Lauren Davis didn’t need to do anything fancy Saturday night.
She hit her serves, returned her shots without much flair, moved the ball from sideline to sideline, and wore out Jessica Pegula, whom she was facing for the first time. All Davis had to do was hit it over the net and wait for a mistake. And waiting on the mistakes worked as Davis won the all-American semifinal match, 6-2, 6-3, at the Citi Open.
Davis advanced to the final against Yanina Wickmayer, who outlasted Yulia Putintseva earlier in the day.
For Davis, 22, this was not a position she anticipated being in heading into the tournament.
“Not at all,” said Davis, who moves on to her first WTA final. “I was confident because I put the work in, but this is definitely beyond what I expected.”
Pegula, also 22, made a bit of a run in the second set, rallying from being down 3-1 to tie the score. But with a mental switch flipped and some sloppy points from Pegula during deuce of the seventh game, Davis pulled ahead and never looked back.
“I relaxed a little bit, and she stepped up her level and I stayed the same,” Davis said. “I think the sense of urgency just really started kicking in at 3-all. I think I ended up raising my level then and got lucky.”

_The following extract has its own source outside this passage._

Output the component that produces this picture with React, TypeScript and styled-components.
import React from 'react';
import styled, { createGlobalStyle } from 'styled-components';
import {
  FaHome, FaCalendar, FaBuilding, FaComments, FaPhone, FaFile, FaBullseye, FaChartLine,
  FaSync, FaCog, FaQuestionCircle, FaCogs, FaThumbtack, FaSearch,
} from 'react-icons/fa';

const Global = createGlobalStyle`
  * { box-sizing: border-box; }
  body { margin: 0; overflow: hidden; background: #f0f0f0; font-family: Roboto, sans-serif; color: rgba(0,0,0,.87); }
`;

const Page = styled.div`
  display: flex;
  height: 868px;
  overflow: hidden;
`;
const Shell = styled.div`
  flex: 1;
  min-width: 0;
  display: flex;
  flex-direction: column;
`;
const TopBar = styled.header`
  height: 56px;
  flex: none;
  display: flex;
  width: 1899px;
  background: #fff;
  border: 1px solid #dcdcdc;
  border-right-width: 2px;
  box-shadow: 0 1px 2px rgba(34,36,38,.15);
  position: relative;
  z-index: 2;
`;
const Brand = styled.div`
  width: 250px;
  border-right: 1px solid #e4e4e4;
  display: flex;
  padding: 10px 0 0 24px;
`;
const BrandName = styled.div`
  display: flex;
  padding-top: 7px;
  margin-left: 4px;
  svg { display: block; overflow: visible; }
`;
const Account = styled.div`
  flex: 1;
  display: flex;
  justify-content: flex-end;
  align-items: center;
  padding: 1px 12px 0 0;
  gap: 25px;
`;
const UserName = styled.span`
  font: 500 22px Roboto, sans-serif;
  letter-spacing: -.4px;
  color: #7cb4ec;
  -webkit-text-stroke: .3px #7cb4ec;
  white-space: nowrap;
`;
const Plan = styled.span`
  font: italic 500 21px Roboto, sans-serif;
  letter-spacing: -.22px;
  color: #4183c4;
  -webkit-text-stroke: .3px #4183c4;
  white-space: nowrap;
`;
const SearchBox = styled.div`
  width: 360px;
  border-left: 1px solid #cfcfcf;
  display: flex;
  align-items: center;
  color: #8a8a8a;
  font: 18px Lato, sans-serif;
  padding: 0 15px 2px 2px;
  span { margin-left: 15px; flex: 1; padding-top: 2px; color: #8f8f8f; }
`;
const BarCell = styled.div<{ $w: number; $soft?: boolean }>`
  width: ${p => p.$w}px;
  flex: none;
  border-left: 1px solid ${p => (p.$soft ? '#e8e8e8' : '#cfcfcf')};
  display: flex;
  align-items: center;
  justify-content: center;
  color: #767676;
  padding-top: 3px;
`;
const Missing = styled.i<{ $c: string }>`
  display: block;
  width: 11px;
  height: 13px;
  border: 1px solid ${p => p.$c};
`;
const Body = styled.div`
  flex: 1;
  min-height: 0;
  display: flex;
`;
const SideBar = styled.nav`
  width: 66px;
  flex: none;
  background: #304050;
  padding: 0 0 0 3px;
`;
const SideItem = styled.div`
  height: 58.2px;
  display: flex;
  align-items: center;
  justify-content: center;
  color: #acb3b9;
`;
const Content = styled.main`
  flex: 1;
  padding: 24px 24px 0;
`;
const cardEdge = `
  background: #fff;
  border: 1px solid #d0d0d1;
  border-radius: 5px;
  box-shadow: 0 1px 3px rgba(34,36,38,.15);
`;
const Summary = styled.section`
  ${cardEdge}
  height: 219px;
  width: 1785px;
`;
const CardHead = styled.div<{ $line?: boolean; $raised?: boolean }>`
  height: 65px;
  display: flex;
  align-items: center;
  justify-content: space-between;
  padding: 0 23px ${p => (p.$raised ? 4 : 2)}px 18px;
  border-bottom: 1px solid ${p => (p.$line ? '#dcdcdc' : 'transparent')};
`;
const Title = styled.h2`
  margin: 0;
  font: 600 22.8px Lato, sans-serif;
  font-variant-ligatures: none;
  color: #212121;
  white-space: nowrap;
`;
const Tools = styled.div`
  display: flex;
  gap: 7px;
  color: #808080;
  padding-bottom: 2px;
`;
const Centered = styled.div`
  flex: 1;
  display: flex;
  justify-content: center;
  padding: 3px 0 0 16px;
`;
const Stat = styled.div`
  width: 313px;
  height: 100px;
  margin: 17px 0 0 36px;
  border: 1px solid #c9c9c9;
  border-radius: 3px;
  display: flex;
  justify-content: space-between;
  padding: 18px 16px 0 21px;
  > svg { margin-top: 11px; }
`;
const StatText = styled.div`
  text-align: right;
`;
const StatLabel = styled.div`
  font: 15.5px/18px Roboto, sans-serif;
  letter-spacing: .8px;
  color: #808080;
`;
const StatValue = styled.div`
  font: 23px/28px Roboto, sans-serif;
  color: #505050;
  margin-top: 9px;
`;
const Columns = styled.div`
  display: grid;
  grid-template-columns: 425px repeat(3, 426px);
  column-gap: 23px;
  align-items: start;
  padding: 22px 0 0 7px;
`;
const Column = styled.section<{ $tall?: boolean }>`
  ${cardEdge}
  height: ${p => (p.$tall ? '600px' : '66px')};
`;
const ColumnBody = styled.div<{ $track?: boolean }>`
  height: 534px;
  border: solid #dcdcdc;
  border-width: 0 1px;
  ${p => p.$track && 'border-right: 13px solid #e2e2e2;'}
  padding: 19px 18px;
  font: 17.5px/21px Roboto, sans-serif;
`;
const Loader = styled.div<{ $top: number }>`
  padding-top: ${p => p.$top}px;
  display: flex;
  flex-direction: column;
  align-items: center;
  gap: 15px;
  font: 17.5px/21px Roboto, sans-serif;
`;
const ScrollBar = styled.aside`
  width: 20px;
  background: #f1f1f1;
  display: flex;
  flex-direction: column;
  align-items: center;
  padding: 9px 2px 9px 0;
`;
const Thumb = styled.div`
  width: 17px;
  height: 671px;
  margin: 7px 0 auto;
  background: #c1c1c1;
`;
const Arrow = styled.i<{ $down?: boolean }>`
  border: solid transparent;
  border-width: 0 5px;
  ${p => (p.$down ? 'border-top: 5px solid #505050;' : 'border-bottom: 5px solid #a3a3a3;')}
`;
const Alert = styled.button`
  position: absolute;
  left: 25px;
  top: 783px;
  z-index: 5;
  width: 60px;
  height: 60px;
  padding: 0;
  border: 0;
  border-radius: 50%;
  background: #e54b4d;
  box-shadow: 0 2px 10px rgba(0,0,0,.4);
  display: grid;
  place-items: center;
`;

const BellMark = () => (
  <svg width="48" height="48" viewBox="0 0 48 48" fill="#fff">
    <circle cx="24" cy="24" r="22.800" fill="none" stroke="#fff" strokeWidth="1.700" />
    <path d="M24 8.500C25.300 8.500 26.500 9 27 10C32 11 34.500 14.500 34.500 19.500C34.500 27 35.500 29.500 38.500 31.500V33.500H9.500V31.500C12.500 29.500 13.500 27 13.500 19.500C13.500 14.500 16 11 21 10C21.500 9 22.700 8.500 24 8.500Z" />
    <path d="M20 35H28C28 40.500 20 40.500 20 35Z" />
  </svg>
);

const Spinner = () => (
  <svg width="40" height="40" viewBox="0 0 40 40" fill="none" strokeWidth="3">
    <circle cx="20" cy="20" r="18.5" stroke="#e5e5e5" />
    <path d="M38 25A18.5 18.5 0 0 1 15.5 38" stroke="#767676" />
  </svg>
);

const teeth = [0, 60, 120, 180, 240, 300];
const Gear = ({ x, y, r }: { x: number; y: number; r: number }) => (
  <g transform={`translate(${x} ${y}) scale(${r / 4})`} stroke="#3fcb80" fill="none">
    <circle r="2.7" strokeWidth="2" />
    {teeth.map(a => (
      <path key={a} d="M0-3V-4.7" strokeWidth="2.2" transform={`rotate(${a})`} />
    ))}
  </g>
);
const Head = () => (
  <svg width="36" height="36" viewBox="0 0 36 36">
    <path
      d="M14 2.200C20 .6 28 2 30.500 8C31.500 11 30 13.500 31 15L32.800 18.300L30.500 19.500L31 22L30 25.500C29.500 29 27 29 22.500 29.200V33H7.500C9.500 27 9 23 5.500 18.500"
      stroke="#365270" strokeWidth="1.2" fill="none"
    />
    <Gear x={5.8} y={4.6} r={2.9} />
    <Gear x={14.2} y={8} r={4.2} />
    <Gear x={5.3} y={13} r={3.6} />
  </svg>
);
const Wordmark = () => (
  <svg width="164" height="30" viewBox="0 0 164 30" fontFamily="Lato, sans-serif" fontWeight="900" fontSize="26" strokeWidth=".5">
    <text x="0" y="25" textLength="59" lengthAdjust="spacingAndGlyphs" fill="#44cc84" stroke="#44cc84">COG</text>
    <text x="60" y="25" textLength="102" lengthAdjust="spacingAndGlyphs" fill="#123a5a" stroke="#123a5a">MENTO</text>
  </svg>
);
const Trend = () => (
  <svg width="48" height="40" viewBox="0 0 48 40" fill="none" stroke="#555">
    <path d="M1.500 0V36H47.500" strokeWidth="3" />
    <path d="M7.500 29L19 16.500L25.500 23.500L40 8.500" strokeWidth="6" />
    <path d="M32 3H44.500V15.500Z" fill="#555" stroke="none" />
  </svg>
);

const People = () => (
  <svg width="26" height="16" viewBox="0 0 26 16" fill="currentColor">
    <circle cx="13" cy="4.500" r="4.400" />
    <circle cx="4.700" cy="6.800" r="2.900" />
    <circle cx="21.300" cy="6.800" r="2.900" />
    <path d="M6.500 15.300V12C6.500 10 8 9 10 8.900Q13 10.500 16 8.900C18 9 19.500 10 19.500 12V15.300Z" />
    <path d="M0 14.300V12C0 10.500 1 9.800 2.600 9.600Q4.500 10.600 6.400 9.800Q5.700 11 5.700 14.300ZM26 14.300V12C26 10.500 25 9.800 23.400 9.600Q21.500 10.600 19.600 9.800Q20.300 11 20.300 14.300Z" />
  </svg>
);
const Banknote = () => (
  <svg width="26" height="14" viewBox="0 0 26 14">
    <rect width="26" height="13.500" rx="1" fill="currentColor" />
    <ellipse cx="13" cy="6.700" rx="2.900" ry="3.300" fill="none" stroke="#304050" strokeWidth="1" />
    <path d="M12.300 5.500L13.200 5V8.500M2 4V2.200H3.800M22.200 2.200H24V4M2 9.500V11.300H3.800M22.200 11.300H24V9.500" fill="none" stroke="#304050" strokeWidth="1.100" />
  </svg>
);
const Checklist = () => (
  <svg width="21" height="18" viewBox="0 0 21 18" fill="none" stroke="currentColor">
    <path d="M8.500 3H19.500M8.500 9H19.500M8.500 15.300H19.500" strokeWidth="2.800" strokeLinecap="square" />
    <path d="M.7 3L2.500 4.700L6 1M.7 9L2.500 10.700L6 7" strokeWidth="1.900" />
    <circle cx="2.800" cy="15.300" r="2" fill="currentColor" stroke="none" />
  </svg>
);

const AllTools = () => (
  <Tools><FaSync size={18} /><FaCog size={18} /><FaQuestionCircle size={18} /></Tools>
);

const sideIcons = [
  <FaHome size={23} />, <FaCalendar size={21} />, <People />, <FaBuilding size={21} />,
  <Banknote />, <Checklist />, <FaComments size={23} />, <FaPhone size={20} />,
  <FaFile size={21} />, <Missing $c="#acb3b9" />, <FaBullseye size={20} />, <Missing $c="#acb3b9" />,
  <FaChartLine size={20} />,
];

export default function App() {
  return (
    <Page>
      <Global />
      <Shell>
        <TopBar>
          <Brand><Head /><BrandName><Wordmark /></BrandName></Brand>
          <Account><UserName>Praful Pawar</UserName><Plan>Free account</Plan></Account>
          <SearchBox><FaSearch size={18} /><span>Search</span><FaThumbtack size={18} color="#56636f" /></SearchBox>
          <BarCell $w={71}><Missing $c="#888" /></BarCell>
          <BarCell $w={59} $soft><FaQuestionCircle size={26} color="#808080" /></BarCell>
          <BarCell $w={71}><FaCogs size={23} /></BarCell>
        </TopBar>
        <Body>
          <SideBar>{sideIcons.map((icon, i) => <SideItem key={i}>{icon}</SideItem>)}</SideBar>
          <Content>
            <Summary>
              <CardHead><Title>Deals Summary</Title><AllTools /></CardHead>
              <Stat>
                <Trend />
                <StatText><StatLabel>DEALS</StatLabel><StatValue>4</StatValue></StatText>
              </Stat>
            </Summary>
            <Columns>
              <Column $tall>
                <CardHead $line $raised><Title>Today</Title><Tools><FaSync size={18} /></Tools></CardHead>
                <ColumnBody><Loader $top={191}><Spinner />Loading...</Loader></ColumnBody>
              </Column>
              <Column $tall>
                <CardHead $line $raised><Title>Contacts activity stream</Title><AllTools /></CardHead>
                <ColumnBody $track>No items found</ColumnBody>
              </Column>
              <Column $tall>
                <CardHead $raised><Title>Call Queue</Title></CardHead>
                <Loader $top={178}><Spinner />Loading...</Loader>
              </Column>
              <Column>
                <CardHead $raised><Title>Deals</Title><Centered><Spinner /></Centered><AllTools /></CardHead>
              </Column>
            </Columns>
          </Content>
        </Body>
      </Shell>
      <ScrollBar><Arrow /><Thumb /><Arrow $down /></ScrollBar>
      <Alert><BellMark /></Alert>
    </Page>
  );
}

Despite a lack of experience of deep runs in tournaments, Davis will be ready if Saturday’s performance is any indication.
“I’m really excited,” said the 122nd-ranked Davis. “I’ve worked hard, so I’m just really happy that my hard work is paying off. It’s really a great feeling, and I’m really looking forward to tomorrow.”
Earlier in the day, as fans braving the heat took refuge under the minimal shade at Rock Creek Park Tennis Center’s stadium court, Wickmayer and Putintseva squared off in their semifinal match under the blazing sun on a surface that reached nearly 140 degrees.
The 44th-ranked Wickmayer, of Belgium, outlasted No. 45 Putintseva in straight sets, 6-4, 6-2 . Wickmayer advanced to her 11th career WTA final.
“Playing finals is everything we want,” Wickmayer said. “That’s why we work hard. That’s why we go out and practice day in, day out, just to be on the big stage playing those finals. It’s great playing another one.”
The heat was no doubt a factor in the match. Doused in sweat, Wickmayer and Putintseva were reluctant to chase down any shot that would have required a sprint.
Putintseva, from Kazakhstan, didn’t show nearly as much fire as in her typical matches, though she did lash out at her coach during the last changeover. And Wickmayer didn’t appear to have the energy to celebrate after she won.
“Here we lose a lot of fluids, a lot of sugars, so it’s not easy sometimes to stay full of energy,” Wickmayer said. “I think that’s the toughest part.”
The two had faced each other just once before, in 2013 in Birmingham, England, where Wickmayer defeated the then-teenage Putintseva on a grass court.